▽
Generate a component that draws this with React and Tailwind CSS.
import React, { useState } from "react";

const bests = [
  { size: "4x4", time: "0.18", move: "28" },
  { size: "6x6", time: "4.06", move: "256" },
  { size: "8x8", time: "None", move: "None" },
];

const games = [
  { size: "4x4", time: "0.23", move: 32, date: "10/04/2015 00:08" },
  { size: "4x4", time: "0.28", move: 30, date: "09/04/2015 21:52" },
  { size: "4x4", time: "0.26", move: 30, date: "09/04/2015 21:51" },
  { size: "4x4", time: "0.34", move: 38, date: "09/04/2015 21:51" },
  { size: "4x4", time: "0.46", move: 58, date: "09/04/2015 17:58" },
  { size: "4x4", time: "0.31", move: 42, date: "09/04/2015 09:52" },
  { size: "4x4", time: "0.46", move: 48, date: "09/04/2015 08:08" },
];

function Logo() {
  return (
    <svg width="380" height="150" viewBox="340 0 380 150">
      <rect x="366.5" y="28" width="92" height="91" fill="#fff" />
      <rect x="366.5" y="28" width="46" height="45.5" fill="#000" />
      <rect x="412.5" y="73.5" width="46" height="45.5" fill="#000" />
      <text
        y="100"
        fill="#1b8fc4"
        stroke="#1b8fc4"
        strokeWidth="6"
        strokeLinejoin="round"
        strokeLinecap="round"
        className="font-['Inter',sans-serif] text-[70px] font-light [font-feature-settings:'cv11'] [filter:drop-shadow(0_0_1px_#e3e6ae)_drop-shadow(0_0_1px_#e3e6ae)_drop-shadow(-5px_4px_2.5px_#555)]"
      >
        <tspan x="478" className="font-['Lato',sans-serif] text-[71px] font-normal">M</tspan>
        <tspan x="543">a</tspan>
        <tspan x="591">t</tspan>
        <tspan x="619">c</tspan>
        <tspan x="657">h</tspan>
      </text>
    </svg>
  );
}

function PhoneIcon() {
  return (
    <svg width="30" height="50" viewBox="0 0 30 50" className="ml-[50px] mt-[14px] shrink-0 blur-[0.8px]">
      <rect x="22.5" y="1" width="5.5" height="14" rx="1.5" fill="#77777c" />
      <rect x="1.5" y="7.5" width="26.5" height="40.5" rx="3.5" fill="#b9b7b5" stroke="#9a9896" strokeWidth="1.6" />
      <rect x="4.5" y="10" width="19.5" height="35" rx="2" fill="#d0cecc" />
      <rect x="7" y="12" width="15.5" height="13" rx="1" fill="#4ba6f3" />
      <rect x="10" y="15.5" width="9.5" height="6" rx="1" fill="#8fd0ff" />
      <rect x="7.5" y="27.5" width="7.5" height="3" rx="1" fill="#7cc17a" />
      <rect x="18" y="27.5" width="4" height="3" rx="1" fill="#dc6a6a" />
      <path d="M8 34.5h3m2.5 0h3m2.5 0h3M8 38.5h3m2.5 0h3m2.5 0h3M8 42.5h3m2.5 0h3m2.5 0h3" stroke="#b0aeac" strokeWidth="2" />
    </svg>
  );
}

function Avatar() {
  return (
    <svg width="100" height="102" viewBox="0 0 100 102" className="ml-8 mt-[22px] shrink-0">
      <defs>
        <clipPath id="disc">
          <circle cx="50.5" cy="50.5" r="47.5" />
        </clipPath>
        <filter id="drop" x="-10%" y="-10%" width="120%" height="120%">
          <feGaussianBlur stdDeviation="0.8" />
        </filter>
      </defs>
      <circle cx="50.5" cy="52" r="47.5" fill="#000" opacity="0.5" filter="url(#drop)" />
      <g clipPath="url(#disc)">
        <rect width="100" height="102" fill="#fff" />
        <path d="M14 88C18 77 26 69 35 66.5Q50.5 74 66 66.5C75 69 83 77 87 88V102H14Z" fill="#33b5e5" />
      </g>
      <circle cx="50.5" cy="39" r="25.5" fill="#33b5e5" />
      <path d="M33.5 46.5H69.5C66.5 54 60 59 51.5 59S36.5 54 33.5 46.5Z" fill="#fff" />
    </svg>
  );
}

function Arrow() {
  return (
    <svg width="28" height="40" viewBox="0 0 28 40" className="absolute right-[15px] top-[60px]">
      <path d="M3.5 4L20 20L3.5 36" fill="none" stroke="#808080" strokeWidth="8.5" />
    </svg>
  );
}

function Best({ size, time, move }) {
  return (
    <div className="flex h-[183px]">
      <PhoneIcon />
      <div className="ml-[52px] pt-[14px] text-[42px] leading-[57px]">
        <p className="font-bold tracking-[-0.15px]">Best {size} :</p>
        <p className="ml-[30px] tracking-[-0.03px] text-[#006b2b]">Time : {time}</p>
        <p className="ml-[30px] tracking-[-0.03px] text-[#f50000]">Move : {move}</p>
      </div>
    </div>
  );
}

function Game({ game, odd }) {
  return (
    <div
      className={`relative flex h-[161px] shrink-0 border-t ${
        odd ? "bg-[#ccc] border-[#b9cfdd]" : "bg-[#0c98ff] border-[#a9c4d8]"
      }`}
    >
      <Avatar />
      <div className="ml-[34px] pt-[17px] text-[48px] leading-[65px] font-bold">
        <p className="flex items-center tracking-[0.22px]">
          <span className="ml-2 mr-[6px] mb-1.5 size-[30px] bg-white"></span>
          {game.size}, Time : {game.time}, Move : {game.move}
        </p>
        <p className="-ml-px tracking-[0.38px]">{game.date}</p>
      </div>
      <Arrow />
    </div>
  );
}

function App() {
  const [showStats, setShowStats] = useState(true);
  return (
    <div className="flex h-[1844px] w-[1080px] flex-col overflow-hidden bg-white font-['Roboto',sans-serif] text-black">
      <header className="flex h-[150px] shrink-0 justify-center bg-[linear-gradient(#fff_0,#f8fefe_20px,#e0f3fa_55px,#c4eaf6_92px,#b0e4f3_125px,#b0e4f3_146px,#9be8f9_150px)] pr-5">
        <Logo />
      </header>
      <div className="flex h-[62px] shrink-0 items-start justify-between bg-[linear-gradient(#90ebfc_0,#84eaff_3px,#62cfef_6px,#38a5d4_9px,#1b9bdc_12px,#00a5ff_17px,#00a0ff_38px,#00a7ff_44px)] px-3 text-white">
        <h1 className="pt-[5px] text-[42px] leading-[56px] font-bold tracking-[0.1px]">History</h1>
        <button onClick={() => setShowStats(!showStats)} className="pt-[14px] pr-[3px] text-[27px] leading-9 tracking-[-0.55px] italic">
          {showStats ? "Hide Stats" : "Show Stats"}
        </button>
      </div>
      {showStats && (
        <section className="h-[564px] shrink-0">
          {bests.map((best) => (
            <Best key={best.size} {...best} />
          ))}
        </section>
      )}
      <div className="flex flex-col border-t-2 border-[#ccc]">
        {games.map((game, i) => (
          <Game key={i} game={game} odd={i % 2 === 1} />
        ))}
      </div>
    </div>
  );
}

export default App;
△
REQUIRED TASK: Where a line holds "React", copy that line.

SOLUTION FOR THIS PROBLEM:
Generate a component that draws this with React and Tailwind CSS.
import React, { useState } from "react";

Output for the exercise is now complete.